PCA and isolation forest were shown to remove redundancy and noise of three data (gyro_manitude, til_angle, altitude_change), and showed good results based on Risk score.
VI. CONCLUSION
In this paper, we analyzed the state change of the structure based on the vibration, tilt, and relative elevation change data collected using IoT sensors for about 7 days from April 2 to April 9, 2024, for the Industry-Academic Cooperation Center of Busan *** University. The total number of data collected was about 9.71 million, and based on this, we analyzed the factors that affect the state change inside the building.
The magnitudes of vibration and tilt changes showed a constant trend in most time intervals, but large changes were observed in certain time periods, while elevation changes were relatively small and stable. A weighted sum of the magnitude of vibration, tilt, and relative elevation changes was used to calculate a risk score, and the score was visualized as a time series to check the association between changes in the risk score and physical events.
In addition to the isolation forest algorithm, the extended isolation forest algorithm was used to analyze the IoT sensor data, and it was shown to effectively separate the data distribution and precisely detect outliers in buildings.
In addition, the combination of PCA and isolation forest was shown to detect some undetected time intervals based on the correlation between variables.

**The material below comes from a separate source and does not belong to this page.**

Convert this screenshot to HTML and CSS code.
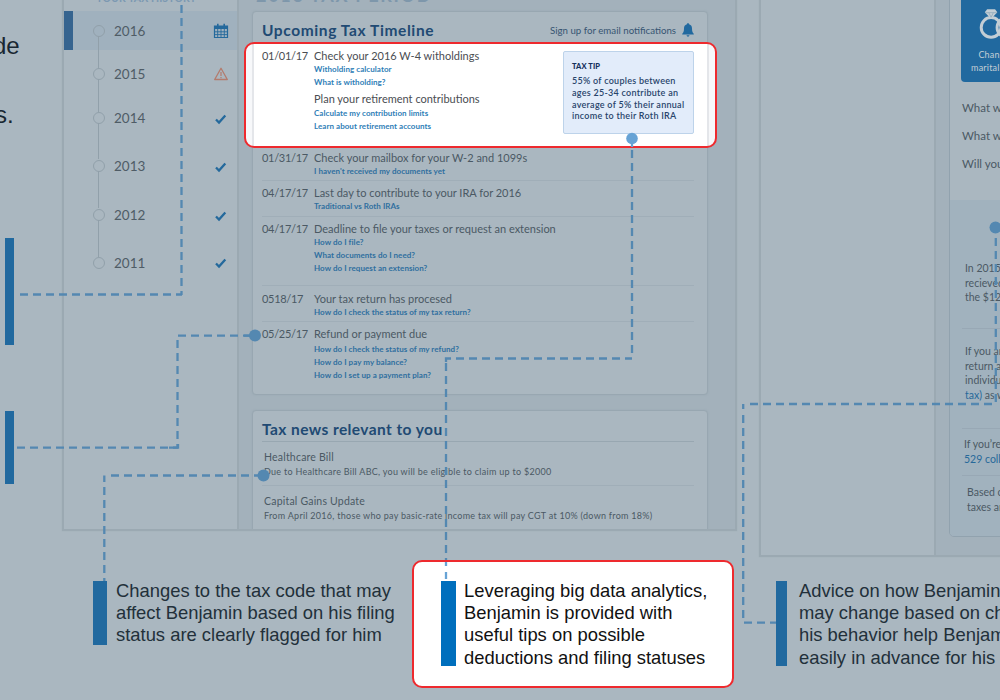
FILE: index.html
```html
<!DOCTYPE html>
<html lang="en">
<head>
<meta charset="utf-8">
<title>Tax dashboard walkthrough</title>
<link rel="stylesheet" href="styles.css">
</head>
<body>
<main class="board">
  <div class="note-fragment fragment-a">de</div>
  <div class="note-fragment fragment-b">s.</div>

  <section class="window dashboard">
    <aside class="history">
      <h3 class="history-title">YOUR TAX HISTORY</h3>
      <ol class="years">
        <li class="year y2016"><i class="ring"></i><span>2016</span>
          <svg class="icon" viewBox="0 0 16 16"><path d="M1.5 3h13v11.5h-13z" fill="none" stroke="currentColor" stroke-width="1.2"/><path d="M1.5 3h13v3h-13zM4 .8h1.6v3H4zM10.4.8H12v3h-1.600z" fill="currentColor"/><path d="M4.700 5v9M8 5v9M11.300 5v9M1.500 8.800h13M1.500 11.600h13" stroke="currentColor" stroke-width=".9"/></svg></li>
        <li class="year y2015"><i class="ring"></i><span>2015</span>
          <svg class="icon warn" viewBox="0 0 16 16"><path d="M8 2.200 14.300 13.500H1.700z" fill="none" stroke="currentColor" stroke-width="1.300" stroke-linejoin="round"/><path d="M8 6v4M8 11v1.200" stroke="currentColor" stroke-width="1.200"/></svg></li>
        <li class="year y2014"><i class="ring"></i><span>2014</span>
          <svg class="icon check" viewBox="0 0 16 16"><path d="M3 8.500 6 11.500 12.300 4.500" fill="none" stroke="currentColor" stroke-width="2.300"/></svg></li>
        <li class="year y2013"><i class="ring"></i><span>2013</span>
          <svg class="icon check" viewBox="0 0 16 16"><path d="M3 8.500 6 11.500 12.300 4.500" fill="none" stroke="currentColor" stroke-width="2.300"/></svg></li>
        <li class="year y2012"><i class="ring"></i><span>2012</span>
          <svg class="icon check" viewBox="0 0 16 16"><path d="M3 8.500 6 11.500 12.300 4.500" fill="none" stroke="currentColor" stroke-width="2.300"/></svg></li>
        <li class="year y2011"><i class="ring"></i><span>2011</span>
          <svg class="icon check last" viewBox="0 0 16 16"><path d="M3 8.500 6 11.500 12.300 4.500" fill="none" stroke="currentColor" stroke-width="2.300"/></svg></li>
      </ol>
    </aside>
    <div class="content">
      <h1 class="period">2016 TAX PERIOD</h1>
      <section class="card timeline">
        <header class="card-head">
          <h2>Upcoming Tax Timeline</h2>
          <span class="signup">Sign up for email notifications</span>
          <svg class="bell" viewBox="0 0 12 14"><path d="M6 .3c.7 0 1.100.4 1.100 1C9.200 1.900 10 3.500 10 5.500c0 3 .6 4.200 1.800 5.300v.7H.2v-.7C1.400 9.700 2 8.500 2 5.500c0-2 .8-3.600 2.900-4.200 0-.6.4-1 1.100-1zM4.500 12.300h3C7.300 13.200 6.800 13.700 6 13.700s-1.300-.5-1.500-1.400z" fill="currentColor"/></svg>
        </header>
        <article class="event event-1 spotlight">
          <time>01/01/17</time>
          <div class="detail">
            <h4>Check your 2016 W-4 witholdings</h4>
            <a>Witholding calculator</a><a>What is witholding?</a>
            <h4 class="second">Plan your retirement contributions</h4>
            <a>Calculate my contribution limits</a><a>Learn about retirement accounts</a>
          </div>
          <aside class="tip">
            <strong>TAX TIP</strong>
            <p>55% of couples between<br>ages 25-34 contribute an<br>average of 5% their annual<br>income to their Roth IRA</p>
          </aside>
        </article>
        <article class="event event-2"><time>01/31/17</time><div class="detail"><h4>Check your mailbox for your W-2 and 1099s</h4><a>I haven't received my documents yet</a></div></article>
        <article class="event event-3"><time>04/17/17</time><div class="detail"><h4>Last day to contribute to your IRA for 2016</h4><a>Traditional vs Roth IRAs</a></div></article>
        <article class="event event-4"><time>04/17/17</time><div class="detail"><h4>Deadline to file your taxes or request an extension</h4><a>How do I file?</a><a>What documents do I need?</a><a>How do I request an extension?</a></div></article>
        <article class="event event-5"><time>0518/17</time><div class="detail"><h4>Your tax return has procesed</h4><a>How do I check the status of my tax return?</a></div></article>
        <article class="event event-6"><time>05/25/17</time><div class="detail"><h4>Refund or payment due</h4><a>How do I check the status of my refund?</a><a>How do I pay my balance?</a><a>How do I set up a payment plan?</a></div></article>
      </section>
      <section class="card news">
        <h2>Tax news relevant to you</h2>
        <article class="story"><h4>Healthcare Bill</h4><p>Due to Healthcare Bill ABC, you will be eligible to claim up to $2000</p></article>
        <article class="story"><h4>Capital Gains Update</h4><p>From April 2016, those who pay basic-rate income tax will pay CGT at 10% (down from 18%)</p></article>
      </section>
    </div>
  </section>

  <section class="window planner">
    <div class="planner-side"></div>
    <div class="planner-main">
      <div class="planner-card">
        <div class="tile">
          <svg class="rings" viewBox="0 0 38 30"><circle cx="12" cy="18" r="8.700" fill="none" stroke="currentColor" stroke-width="2.600"/><circle cx="26" cy="18" r="8.700" fill="none" stroke="currentColor" stroke-width="2.600"/><path d="M8.500 2h7l2 2.600-5.500 6-5.500-6z" fill="currentColor"/><path d="M7 5h10M10 5l2 4 2-4" fill="none" stroke="#8fa9bb" stroke-width=".7"/></svg>
          <span>Change in</span><span>marital status</span>
        </div>
        <ul class="questions"><li>What will</li><li>What will</li><li>Will you</li></ul>
        <div class="advice">
          <p class="a1">In 2015 you<br>recieved<br>the $1200</p>
          <p class="a2">If you are<br>return and<br>individual<br><a>tax)</a> as well</p>
          <p class="a3">If you’re<br><a>529 college</a></p>
          <p class="a4">Based on<br>taxes and</p>
        </div>
      </div>
    </div>
  </section>

  <aside class="callout marker-a"></aside>
  <aside class="callout marker-b"></aside>
  <aside class="callout changes"><p>Changes to the tax code that may<br>affect Benjamin based on his filing<br>status are clearly flagged for him</p></aside>
  <aside class="callout featured"><p>Leveraging big data analytics,<br>Benjamin is provided with<br>useful tips on possible<br>deductions and filing statuses</p></aside>
  <aside class="callout future"><p>Advice on how Benjamin<br>may change based on changes<br>his behavior help Benjamin<br>easily in advance for his</p></aside>

  <svg class="connectors" viewBox="0 0 1000 700">
    <g class="dash">
      <path d="M181.500 5V295"/><path d="M20 294.500H182"/>
      <path d="M178 335.600H250"/><path d="M177.500 340V448"/><path d="M17 447.600H178"/>
      <path d="M111 475.500H258"/><path d="M104.300 487V581"/>
      <path d="M632 150V358"/><path d="M456 358.500H632"/><path d="M446 363V560"/>
      <path d="M995.800 238V403"/><path d="M750 404H996"/><path d="M743.200 415V620"/><path d="M744 622.700H776"/>
    </g>
    <g class="solid"><path d="M104.300 482V475.500"/><path d="M446 362V358.500H451"/><path d="M743.200 409V404"/><path d="M244 335.600H250M169 447.600H178V444"/></g>
    <g class="dots"><circle cx="255" cy="335.600" r="6"/><circle cx="263.500" cy="475.500" r="6"/><circle cx="995.500" cy="227.500" r="6"/></g>
    <g class="bright"><path d="M632 140V147M446 562V566M446 572V579"/><circle cx="632" cy="138.500" r="5.800"/></g>
  </svg>
</main>
</body>
</html>
```

FILE: styles.css
```css
*, *::before, *::after { box-sizing: border-box; }
body { margin: 0; }
h1, h2, h3, h4, p, ol, ul { margin: 0; padding: 0; list-style: none; font-weight: 400; }
.board {
  position: relative; width: 1000px; height: 700px; overflow: hidden;
  background: #aab7c0; color: #4b5964; font-family: Lato, "Open Sans", sans-serif;
}
.note-fragment { position: absolute; left: 0; font: 24px/28px "Liberation Sans", Arial, sans-serif; color: #192732; }
.fragment-a { left: -7px; top: 32px; }
.fragment-b { left: -5px; top: 101px; }

/* application windows */
.window { position: absolute; border: 2px solid #9ba9b2; display: flex; box-shadow: 0 0 1px #9ba9b2; background: #a3b1bb; }
.dashboard { left: 62px; top: -13px; width: 675px; height: 544px; overflow: hidden; }
.history { width: 175px; background: #aab7c0; border-right: 2px solid #9ba9b2; }
.history-title { padding-left: 32px; height: 22px; font-size: 10.500px; line-height: 18px; font-weight: 700; letter-spacing: .1px; color: #7c99b2; }
.year { display: flex; align-items: center; padding: 0 8px 0 29px; font-size: 13.500px; letter-spacing: 0; position: relative; color: #4f5c66; }
.year span { margin-left: 9px; flex: 1; }
.ring { width: 12px; height: 12px; border: 1.500px solid #91a0aa; border-radius: 50%; position: relative; }
.year:not(.y2011) .ring::after { content: ""; position: absolute; left: 4px; top: 10px; width: 1px; height: var(--drop); background: #91a0aa; }
.y2016 { height: 39px; background: #a0b1be; border-left: 9px solid #36648f; padding-left: 20px; --drop: 33px; }
.y2015 { height: 47px; --drop: 33px; }
.y2014 { height: 41px; --drop: 36px; }
.y2013 { height: 55px; --drop: 37px; }
.y2012 { height: 44px; --drop: 37px; }
.y2011 { height: 52px; }
.icon { width: 16px; height: 16px; color: #24699c; }
.warn { color: #b37b6d; }
.check { position: relative; top: 1px; }
.last { top: 0; }
.content { flex: 1; padding-left: 13px; }
.period { height: 24px; padding-left: 4px; margin-top: -5px; font-size: 18px; line-height: 22px; letter-spacing: 1.700px; font-weight: 700; color: #7e97ab; }
.card { width: 456px; border: 1px solid #98a7b1; border-radius: 4px; background: #aab7c0; box-shadow: 0 0 2px #98a7b1; padding: 0 13px 0 9px; }
.timeline { height: 384px; margin-top: 3px; }
.card-head { height: 31px; padding-top: 4px; display: flex; align-items: center; }
.card h2 { font-size: 15.500px; font-weight: 700; color: #214a73; letter-spacing: .6px; flex: 1; }
.card.news h2 { letter-spacing: .42px; }
.signup { font-size: 9.700px; letter-spacing: 0; color: #365572; }
.bell { width: 12px; height: 14px; margin-left: 6px; color: #21699f; }
.event { display: flex; border-bottom: 1px solid #a0aeb8; font-size: 11px; line-height: 15px; }
.event time { width: 52px; letter-spacing: -.3px; flex: none; }
.event h4 { font-size: 11px; line-height: 15px; letter-spacing: 0; white-space: nowrap; }
.detail { flex: 1; }
.detail a { display: block; font-size: 8px; line-height: 13px; font-weight: 700; letter-spacing: .05px; color: #2f6f9f; }
.event-1 { height: 101px; padding-top: 5px; }
.event-2 { height: 37px; padding-top: 6px; }
.event-3 { height: 36px; padding-top: 4px; }
.event-4 { height: 69px; padding-top: 4px; }
.event-5 { height: 36px; padding-top: 5px; }
.event-6 { height: 60px; padding-top: 4px; border: 0; }
.event-6 h4 { margin-bottom: 2px; }
.detail .second { margin: 2px 0 1px; }

/* highlighted timeline entry */
.spotlight { position: relative; isolation: isolate; color: #4a4d52; border-color: #f0f1f3; }
.spotlight::before {
  content: ""; position: absolute; z-index: -1; left: -18px; top: -1px; width: 473px; height: 106px;
  border: 2px solid #ee2a2e; border-radius: 10px;
  background: linear-gradient(90deg, #f7f8fa 6px, #e4e6ea 6px 8px, #fff 8px 461px, #e4e6ea 461px 463px, #f7f8fa 463px);
}
.spotlight .detail a { color: #2f80b7; }
.tip { width: 131px; height: 83px; margin-top: 3px; padding: 8px 0 0 8px; background: #e2ecfa; border: 1px solid #bdd3ea; border-radius: 2px; font-size: 9px; line-height: 11.800px; color: #28446b; font-weight: 700; }
.tip strong { display: block; height: 15px; font-size: 7.500px; line-height: 13px; font-weight: 900; letter-spacing: .1px; color: #14305c; }
.tip p { font-weight: 600; letter-spacing: .27px; white-space: nowrap; }

.news { margin-top: 15px; height: 140px; }
.news h2 { height: 31px; padding-top: 8px; line-height: 20px; border-bottom: 1px solid #98a7b1; }
.story { height: 44px; padding: 8px 0 0 2px; border-bottom: 1px solid #a0aeb8; }
.story h4 { font-size: 10.500px; line-height: 15px; letter-spacing: .2px; }
.story p { font-size: 9px; line-height: 14px; letter-spacing: .28px; white-space: nowrap; }

/* planner window, continuing past the right edge */
.planner { left: 759px; top: -13px; width: 400px; height: 570px; }
.planner-side { width: 175px; background: #aab7c0; border-right: 2px solid #9ba9b2; }
.planner-main { flex: 1; padding-left: 13px; }
.planner-card { height: 548px; border: 1px solid #91a2ae; border-radius: 5px; background: #aab7c0; overflow: hidden; }
.tile { margin: 0 0 0 11px; width: 76px; height: 92px; border-radius: 0 0 4px 4px; background: #21699f; color: #c3ced5; display: flex; flex-direction: column; align-items: center; padding-top: 17px; font-size: 9px; line-height: 12.500px; letter-spacing: .2px; white-space: nowrap; }
.rings { width: 46px; height: 34px; margin-bottom: 8px; flex: none; }
.questions { padding: 12px 0 0 12px; height: 118px; font-size: 11.500px; line-height: 28px; white-space: nowrap; }
.advice { height: 340px; background: #a1b2be; padding-left: 12px; font-size: 10.500px; line-height: 14.500px; white-space: nowrap; }
.advice p { border-bottom: 1px solid #98a8b5; }
.advice a { color: #27699a; }
.a1 { height: 129px; padding: 61px 0 0 3px; }
.a2 { height: 100px; padding: 15px 0 0 3px; }
.a3 { height: 47px; padding: 8px 0 0 2px; }
.advice .a4 { padding: 9px 0 0 5px; border: 0; }

/* annotations */
.callout { position: absolute; border-left: 14px solid #21699f; color: #22303a; font: 18.400px/22.200px "Liberation Sans", Arial, sans-serif; white-space: nowrap; }
.marker-a { left: 5px; top: 238px; height: 107px; border-width: 9px; border-right: 0; border-top: 0; border-bottom: 0; }
.marker-b { left: 5px; top: 411px; height: 73px; border-width: 9px; border-right: 0; border-top: 0; border-bottom: 0; }
.changes { left: 93px; top: 581px; height: 64px; padding-left: 9px; }
.changes p, .future p { margin-top: -1px; }
.featured { left: 412px; top: 560px; width: 322px; height: 128px; padding: 19px 0 0 50px; border: 2px solid #ee2a2e; border-radius: 10px; background: #fff; color: #111; }
.featured::before { content: ""; position: absolute; left: 27px; top: 19px; width: 15px; height: 85px; background: #006fbd; }
.featured p { margin-top: -1px; }
.future { left: 776px; top: 581px; height: 85px; border-left-width: 11px; padding-left: 12px; }
.connectors { position: absolute; left: 0; top: 0; width: 1000px; height: 700px; fill: none; stroke-width: 2.300; }
.dash { stroke: #5488b1; stroke-dasharray: 8 5; }
.solid { stroke: #5488b1; }
.dots { fill: #5488b1; }
.bright { stroke: #67a3d5; }
.bright circle { fill: #67a3d5; stroke: none; }
```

This study confirmed that the accumulated data of IoT can be utilized to build a system that diagnoses structural condition changes and defect factors in real time.
Changes in data on internal factors of these structures are difficult to identify in the static state of the structure, and it is expected that it can be utilized for integrated safety management by supplementing diagnostic methods based on video data of the structure.
The results of this study suggest the possibility of building a data-based risk zone identification and real-time detection system, and given that certain abnormalities were concentrated in some time periods among thousands of data, it is expected that IoT big data for public facilities or structures used by a large number of people can be built in the future, and potential risks that occur under certain conditions or accumulate changes due to internal factors can be detected through long-term observation, contributing to the safety management of society and citizens.
And also, this study has the limitations as follows and needs to be improved by a continuous study in the future.
This paper was conducted based on data collected from IoT sensors over seven days at specific building. As making IoT sensor boards production, we were focused to ensure stability and sustainability. However, during data collection, the changes unrelated to actual internal physical changes within the building may have occurred due to insufficient battery power, or unstable network connection, or and sensor’s malfunctions, and detected as normal noise.
To delete such unrelated sensor noise from datasets and to ensure data’s reliability, it is necessary to additionally conduct pre-filtering algorithms.
External events such as construction works, vehicle movement, and weather changes (e.g., strong winds occurring) near the target building can cause errors in the accuracy of IoT data. It is necessary to collect data on such environmental interferences events as secondary data, and to post-process outliers that occurred during that time period.
In this study, the tested method was applied to a particular building in terms of location, structure, and environment. However, although the framework of this study can be applied to other types of buildings, researchers need to consider the operational differences of IoT sensors when applying them to various building types to improve IoT sensors and optimize data distribution and characteristics. This will enable the method to be applied to other types of buildings.